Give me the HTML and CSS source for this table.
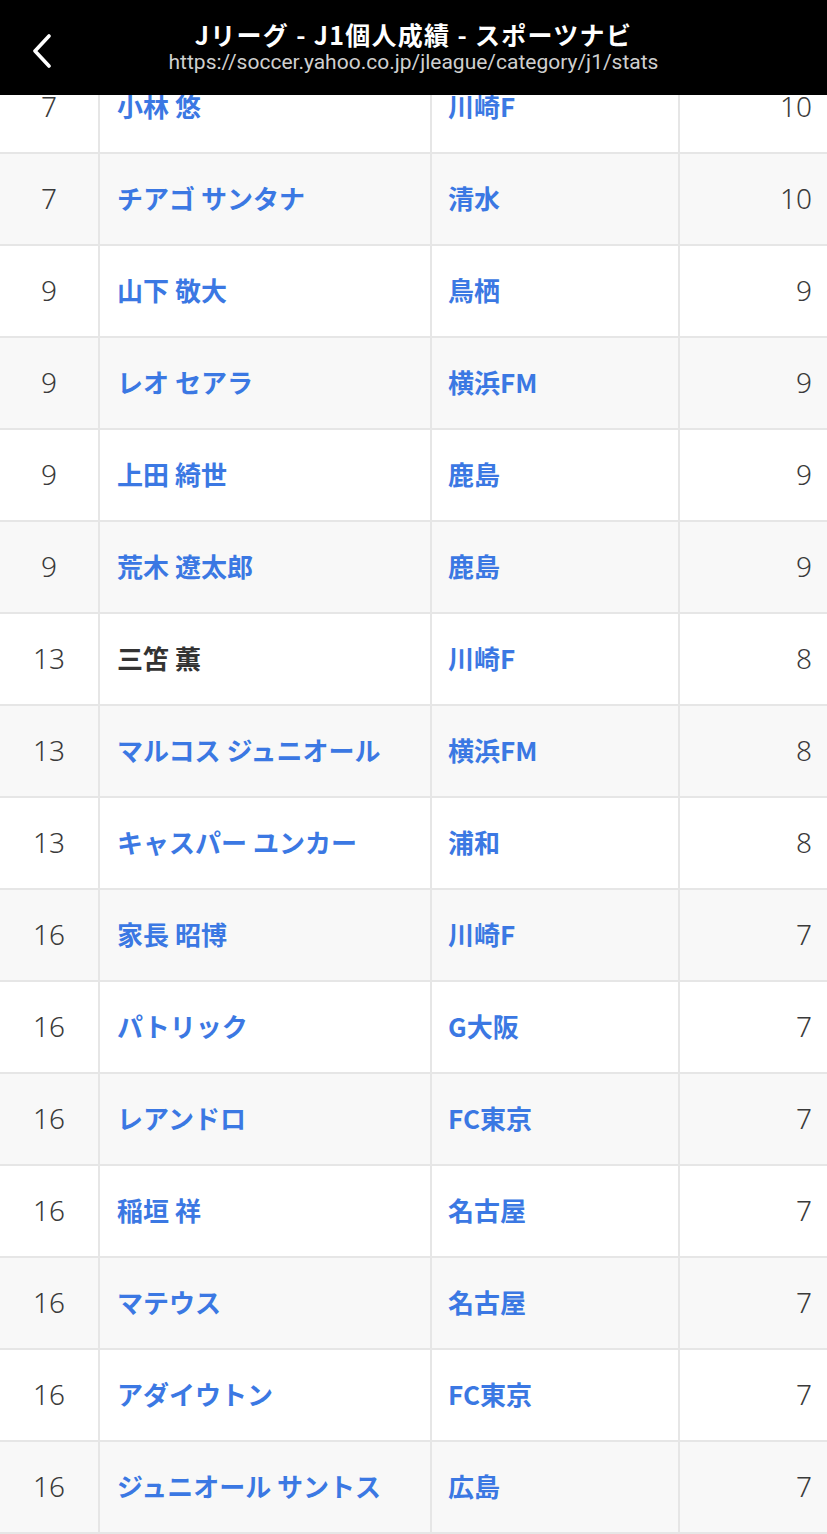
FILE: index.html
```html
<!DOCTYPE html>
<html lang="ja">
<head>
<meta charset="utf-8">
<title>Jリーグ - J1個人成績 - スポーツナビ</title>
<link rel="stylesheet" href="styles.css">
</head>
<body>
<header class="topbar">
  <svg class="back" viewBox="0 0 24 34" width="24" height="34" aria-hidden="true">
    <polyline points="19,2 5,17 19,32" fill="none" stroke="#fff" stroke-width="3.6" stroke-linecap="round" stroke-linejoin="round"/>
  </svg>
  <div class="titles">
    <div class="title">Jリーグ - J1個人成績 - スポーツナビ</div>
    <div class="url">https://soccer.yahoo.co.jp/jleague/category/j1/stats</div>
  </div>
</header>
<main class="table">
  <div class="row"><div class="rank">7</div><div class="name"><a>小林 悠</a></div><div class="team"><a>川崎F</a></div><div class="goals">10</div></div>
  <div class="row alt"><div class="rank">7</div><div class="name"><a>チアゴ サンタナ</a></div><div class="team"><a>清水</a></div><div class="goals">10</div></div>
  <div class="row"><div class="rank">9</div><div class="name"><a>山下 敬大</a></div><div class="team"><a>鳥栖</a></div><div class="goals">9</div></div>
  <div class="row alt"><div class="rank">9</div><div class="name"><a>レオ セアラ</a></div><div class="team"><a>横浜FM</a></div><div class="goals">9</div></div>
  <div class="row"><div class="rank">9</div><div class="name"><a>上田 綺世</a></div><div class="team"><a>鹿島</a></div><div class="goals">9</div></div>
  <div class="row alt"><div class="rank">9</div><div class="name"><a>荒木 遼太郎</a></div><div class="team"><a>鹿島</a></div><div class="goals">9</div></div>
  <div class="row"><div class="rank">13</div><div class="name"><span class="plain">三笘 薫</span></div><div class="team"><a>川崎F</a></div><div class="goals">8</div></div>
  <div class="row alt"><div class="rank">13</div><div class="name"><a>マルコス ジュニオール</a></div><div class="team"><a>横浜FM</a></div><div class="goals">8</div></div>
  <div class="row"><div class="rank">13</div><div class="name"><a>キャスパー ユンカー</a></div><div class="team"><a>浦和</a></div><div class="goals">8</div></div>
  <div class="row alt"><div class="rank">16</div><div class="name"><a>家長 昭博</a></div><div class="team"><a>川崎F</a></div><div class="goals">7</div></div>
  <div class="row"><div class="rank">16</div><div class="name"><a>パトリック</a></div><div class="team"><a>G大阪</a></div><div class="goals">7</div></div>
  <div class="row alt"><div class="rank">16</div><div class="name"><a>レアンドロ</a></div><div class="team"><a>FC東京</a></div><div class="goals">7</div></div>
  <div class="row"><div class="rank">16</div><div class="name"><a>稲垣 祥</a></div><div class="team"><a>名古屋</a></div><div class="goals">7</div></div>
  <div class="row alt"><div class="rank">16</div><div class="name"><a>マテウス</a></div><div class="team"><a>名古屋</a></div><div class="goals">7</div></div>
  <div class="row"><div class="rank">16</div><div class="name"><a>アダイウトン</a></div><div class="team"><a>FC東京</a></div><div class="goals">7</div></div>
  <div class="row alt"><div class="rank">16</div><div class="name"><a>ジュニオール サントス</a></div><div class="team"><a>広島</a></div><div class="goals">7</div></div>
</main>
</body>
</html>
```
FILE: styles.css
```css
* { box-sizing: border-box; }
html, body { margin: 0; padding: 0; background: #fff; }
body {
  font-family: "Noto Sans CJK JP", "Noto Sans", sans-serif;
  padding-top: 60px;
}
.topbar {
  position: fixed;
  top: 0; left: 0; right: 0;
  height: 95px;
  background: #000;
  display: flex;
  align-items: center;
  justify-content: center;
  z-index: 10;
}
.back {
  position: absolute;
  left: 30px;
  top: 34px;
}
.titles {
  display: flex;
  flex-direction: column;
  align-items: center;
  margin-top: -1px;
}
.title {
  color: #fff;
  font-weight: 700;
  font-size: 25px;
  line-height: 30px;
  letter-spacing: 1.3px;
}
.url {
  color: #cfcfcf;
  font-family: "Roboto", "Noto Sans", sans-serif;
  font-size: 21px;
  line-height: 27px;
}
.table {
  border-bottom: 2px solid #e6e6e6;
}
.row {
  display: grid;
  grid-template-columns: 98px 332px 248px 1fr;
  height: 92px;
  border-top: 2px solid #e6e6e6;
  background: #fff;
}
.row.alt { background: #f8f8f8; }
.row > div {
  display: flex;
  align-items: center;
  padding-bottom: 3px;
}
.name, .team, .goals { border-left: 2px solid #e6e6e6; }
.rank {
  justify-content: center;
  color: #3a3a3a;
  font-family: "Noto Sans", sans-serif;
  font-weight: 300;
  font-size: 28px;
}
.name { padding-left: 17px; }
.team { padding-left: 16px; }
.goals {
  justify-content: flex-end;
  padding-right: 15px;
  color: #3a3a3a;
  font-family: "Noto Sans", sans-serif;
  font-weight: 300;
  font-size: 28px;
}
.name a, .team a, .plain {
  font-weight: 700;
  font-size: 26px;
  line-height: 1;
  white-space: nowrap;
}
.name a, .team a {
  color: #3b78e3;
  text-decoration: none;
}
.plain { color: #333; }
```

---*---

REQUIRED WORK: Keep the pictures out of the copy and write out the data exactly as it stands.

FULL ANSWER:
Give me the HTML and CSS source for this table.
FILE: index.html
```html
<!DOCTYPE html>
<html lang="ja">
<head>
<meta charset="utf-8">
<title>Jリーグ - J1個人成績 - スポーツナビ</title>
<link rel="stylesheet" href="styles.css">
</head>
<body>
<header class="topbar">
  <svg class="back" viewBox="0 0 24 34" width="24" height="34" aria-hidden="true">
    <polyline points="19,2 5,17 19,32" fill="none" stroke="#fff" stroke-width="3.6" stroke-linecap="round" stroke-linejoin="round"/>
  </svg>
  <div class="titles">
    <div class="title">Jリーグ - J1個人成績 - スポーツナビ</div>
    <div class="url">https://soccer.yahoo.co.jp/jleague/category/j1/stats</div>
  </div>
</header>
<main class="table">
  <div class="row"><div class="rank">7</div><div class="name"><a>小林 悠</a></div><div class="team"><a>川崎F</a></div><div class="goals">10</div></div>
  <div class="row alt"><div class="rank">7</div><div class="name"><a>チアゴ サンタナ</a></div><div class="team"><a>清水</a></div><div class="goals">10</div></div>
  <div class="row"><div class="rank">9</div><div class="name"><a>山下 敬大</a></div><div class="team"><a>鳥栖</a></div><div class="goals">9</div></div>
  <div class="row alt"><div class="rank">9</div><div class="name"><a>レオ セアラ</a></div><div class="team"><a>横浜FM</a></div><div class="goals">9</div></div>
  <div class="row"><div class="rank">9</div><div class="name"><a>上田 綺世</a></div><div class="team"><a>鹿島</a></div><div class="goals">9</div></div>
  <div class="row alt"><div class="rank">9</div><div class="name"><a>荒木 遼太郎</a></div><div class="team"><a>鹿島</a></div><div class="goals">9</div></div>
  <div class="row"><div class="rank">13</div><div class="name"><span class="plain">三笘 薫</span></div><div class="team"><a>川崎F</a></div><div class="goals">8</div></div>
  <div class="row alt"><div class="rank">13</div><div class="name"><a>マルコス ジュニオール</a></div><div class="team"><a>横浜FM</a></div><div class="goals">8</div></div>
  <div class="row"><div class="rank">13</div><div class="name"><a>キャスパー ユンカー</a></div><div class="team"><a>浦和</a></div><div class="goals">8</div></div>
  <div class="row alt"><div class="rank">16</div><div class="name"><a>家長 昭博</a></div><div class="team"><a>川崎F</a></div><div class="goals">7</div></div>
  <div class="row"><div class="rank">16</div><div class="name"><a>パトリック</a></div><div class="team"><a>G大阪</a></div><div class="goals">7</div></div>
  <div class="row alt"><div class="rank">16</div><div class="name"><a>レアンドロ</a></div><div class="team"><a>FC東京</a></div><div class="goals">7</div></div>
  <div class="row"><div class="rank">16</div><div class="name"><a>稲垣 祥</a></div><div class="team"><a>名古屋</a></div><div class="goals">7</div></div>
  <div class="row alt"><div class="rank">16</div><div class="name"><a>マテウス</a></div><div class="team"><a>名古屋</a></div><div class="goals">7</div></div>
  <div class="row"><div class="rank">16</div><div class="name"><a>アダイウトン</a></div><div class="team"><a>FC東京</a></div><div class="goals">7</div></div>
  <div class="row alt"><div class="rank">16</div><div class="name"><a>ジュニオール サントス</a></div><div class="team"><a>広島</a></div><div class="goals">7</div></div>
</main>
</body>
</html>
```
FILE: styles.css
```css
* { box-sizing: border-box; }
html, body { margin: 0; padding: 0; background: #fff; }
body {
  font-family: "Noto Sans CJK JP", "Noto Sans", sans-serif;
  padding-top: 60px;
}
.topbar {
  position: fixed;
  top: 0; left: 0; right: 0;
  height: 95px;
  background: #000;
  display: flex;
  align-items: center;
  justify-content: center;
  z-index: 10;
}
.back {
  position: absolute;
  left: 30px;
  top: 34px;
}
.titles {
  display: flex;
  flex-direction: column;
  align-items: center;
  margin-top: -1px;
}
.title {
  color: #fff;
  font-weight: 700;
  font-size: 25px;
  line-height: 30px;
  letter-spacing: 1.3px;
}
.url {
  color: #cfcfcf;
  font-family: "Roboto", "Noto Sans", sans-serif;
  font-size: 21px;
  line-height: 27px;
}
.table {
  border-bottom: 2px solid #e6e6e6;
}
.row {
  display: grid;
  grid-template-columns: 98px 332px 248px 1fr;
  height: 92px;
  border-top: 2px solid #e6e6e6;
  background: #fff;
}
.row.alt { background: #f8f8f8; }
.row > div {
  display: flex;
  align-items: center;
  padding-bottom: 3px;
}
.name, .team, .goals { border-left: 2px solid #e6e6e6; }
.rank {
  justify-content: center;
  color: #3a3a3a;
  font-family: "Noto Sans", sans-serif;
  font-weight: 300;
  font-size: 28px;
}
.name { padding-left: 17px; }
.team { padding-left: 16px; }
.goals {
  justify-content: flex-end;
  padding-right: 15px;
  color: #3a3a3a;
  font-family: "Noto Sans", sans-serif;
  font-weight: 300;
  font-size: 28px;
}
.name a, .team a, .plain {
  font-weight: 700;
  font-size: 26px;
  line-height: 1;
  white-space: nowrap;
}
.name a, .team a {
  color: #3b78e3;
  text-decoration: none;
}
.plain { color: #333; }
```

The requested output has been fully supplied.